I've promoted current edge to the stable/ubuntu-20.04 channel and so testing tomorrow's ISO should be easier.

ubuntu-server-builder commented 1 year ago

Launchpad user Frank Heimes(fheimes) wrote on 2020-04-08T05:58:53.043350+00:00

I left the system in that state yesterday, now just fixed nw and saved /var/log/installer. Please see attached tgz. Launchpad attachments: inst.tgz

ubuntu-server-builder commented 1 year ago

Launchpad user Michael Hudson-Doyle(mwhudson) wrote on 2020-04-08T08:04:03.624673+00:00

So the issue here is that initramfs-tools is generating this config:

https://paste.ubuntu.com/p/Cww2XkWB8J/

but this is invalid: the value of a key in ethernets has to have some value. What is happening is that cloud-init is failing to parse it and so nothing at all gets written to any netplan directory.

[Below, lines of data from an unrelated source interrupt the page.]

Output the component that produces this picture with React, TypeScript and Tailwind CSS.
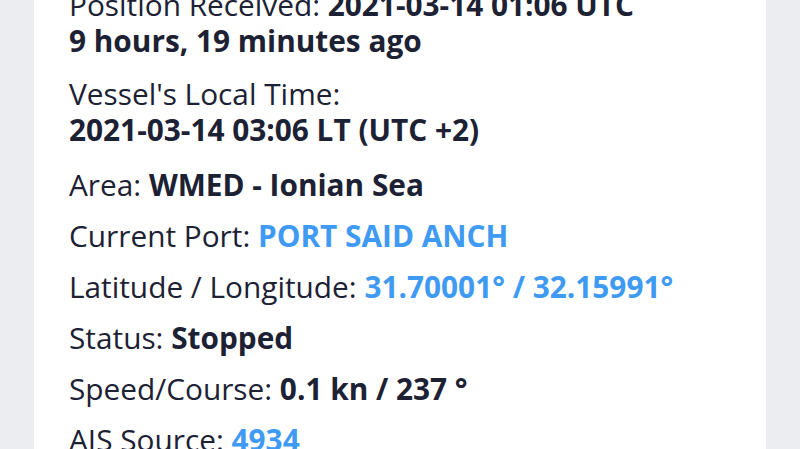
const rows: { label: string; value?: string; tone?: 'bold' | 'link'; stacked?: boolean; sub?: string; extra?: string }[] = [
  { label: 'Position Received:', value: '2021-03-14 01:06 UTC', tone: 'bold', sub: '9 hours, 19 minutes ago', extra: 'pb-[2px]' },
  { label: "Vessel's Local Time:", value: '2021-03-14 03:06 LT (UTC +2)', tone: 'bold', stacked: true, extra: 'pb-[4px]' },
  { label: 'Area:', value: 'WMED - Ionian Sea', tone: 'bold' },
  { label: 'Current Port:', value: 'PORT SAID ANCH', tone: 'link' },
  { label: 'Latitude / Longitude:', value: '31.70001° / 32.15991°', tone: 'link' },
  { label: 'Status:', value: 'Stopped', tone: 'bold' },
  { label: 'Speed/Course:', value: '0.1 kn / 237 °', tone: 'bold' },
  { label: 'AIS Source:', value: '4934', tone: 'link' },
];

export default function App() {
  return (
    <div
      className="h-[449px] w-[800px] overflow-hidden bg-[#ebedf1] px-[34px]"
      style={{ fontFamily: '"Open Sans", "Noto Sans", sans-serif' }}
    >
      <div className="flex h-full flex-col overflow-hidden bg-white px-[35px]">
        <div className="-mt-[13px] flex flex-col gap-[15px] text-[29.8px] leading-[36px] text-[#1c2134]">
          {rows.map((row) => {
            const valueCls = row.tone === 'link' ? 'font-bold text-[#3f9af4]' : 'font-bold';
            return (
              <div key={row.label} className={row.extra}>
                {row.stacked ? (
                  <>
                    <div>{row.label}</div>
                    <div className={valueCls}>{row.value}</div>
                  </>
                ) : (
                  <div>
                    {row.label} <span className={valueCls}>{row.value}</span>
                  </div>
                )}
                {row.sub && <div className="font-bold">{row.sub}</div>}
              </div>
            );
          })}
        </div>
      </div>
    </div>
  );
}
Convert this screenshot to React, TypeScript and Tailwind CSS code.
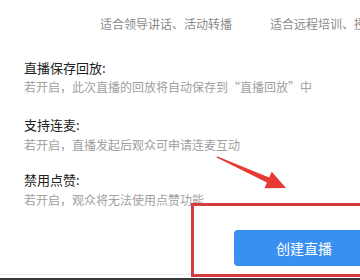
export default function App() {
  return (
    <div
      className="relative w-[360px] h-[280px] overflow-hidden bg-white flex flex-col"
      style={{ fontFamily: '"Noto Sans CJK SC", "Liberation Sans", sans-serif' }}
    >
      {/* scene tags */}
      <div className="flex gap-[38px] pl-[100px] pt-[17px] text-[12px] leading-[14px] text-[#8a8a8a] whitespace-nowrap">
        <span>适合领导讲话、活动转播</span>
        <span>适合远程培训、授课直播</span>
      </div>

      {/* options */}
      <div className="flex flex-col pl-[24px] whitespace-nowrap">
        <h3 className="mt-[29px] text-[13px] leading-[16px] text-[#222]">直播保存回放:</h3>
        <p className="mt-[4px] text-[12px] leading-[14px] text-[#a0a0a0]">
          若开启，此次直播的回放将自动保存到“直播回放”中
        </p>
        <h3 className="mt-[23px] text-[13px] leading-[16px] text-[#222]">支持连麦:</h3>
        <p className="mt-[5px] text-[12px] leading-[14px] text-[#a0a0a0]">
          若开启，直播发起后观众可申请连麦互动
        </p>
        <h3 className="mt-[20px] text-[13px] leading-[16px] text-[#222]">禁用点赞:</h3>
        <p className="mt-[5px] text-[12px] leading-[14px] text-[#a0a0a0]">
          若开启，观众将无法使用点赞功能
        </p>
      </div>

      {/* footer */}
      <div className="flex mt-[23px] pl-[234px]">
        <button className="shrink-0 w-[140px] h-[36px] rounded-[4px] bg-[#3a90f1] text-white text-[14px]">
          创建直播
        </button>
      </div>
      <div className="mt-auto border-t border-[#f0f0f0] pt-[3px]">
        <div className="h-[2px] bg-[#3a3a3a]" />
      </div>

      {/* annotation: red box */}
      <div className="absolute left-[191px] top-[203px] w-[190px] h-[74px] border-[3px] border-[#d23c3f]" />

      {/* annotation: red arrow */}
      <svg className="absolute left-0 top-0 pointer-events-none" width="360" height="280">
        <polygon
          points="217,156.3 269.2,177.4 271.8,171.8 286,188 264.4,188.2 266.9,182.6 216.6,157.6"
          fill="#e63b34"
        />
      </svg>
    </div>
  );
}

I think this little patch https://paste.ubuntu.com/p/CzGww7htCQ/ to initramfs-tools should fix the issue, but I'd like to test before uploading.

ubuntu-server-builder commented 1 year ago

Launchpad user Dimitri John Ledkov(xnox) wrote on 2020-04-08T20:35:28.738187+00:00

and one more typo

ubuntu-server-builder commented 1 year ago

Launchpad user Michael Hudson-Doyle(mwhudson) wrote on 2020-04-13T20:35:08.672382+00:00

So we believe this bug is now fixed but can you confirm Frank?

ubuntu-server-builder commented 1 year ago

Launchpad user Frank Heimes(fheimes) wrote on 2020-04-14T13:41:55.085536+00:00

Yes, I can confirm that this is fixed now (using image from Apr 14th) - many thx!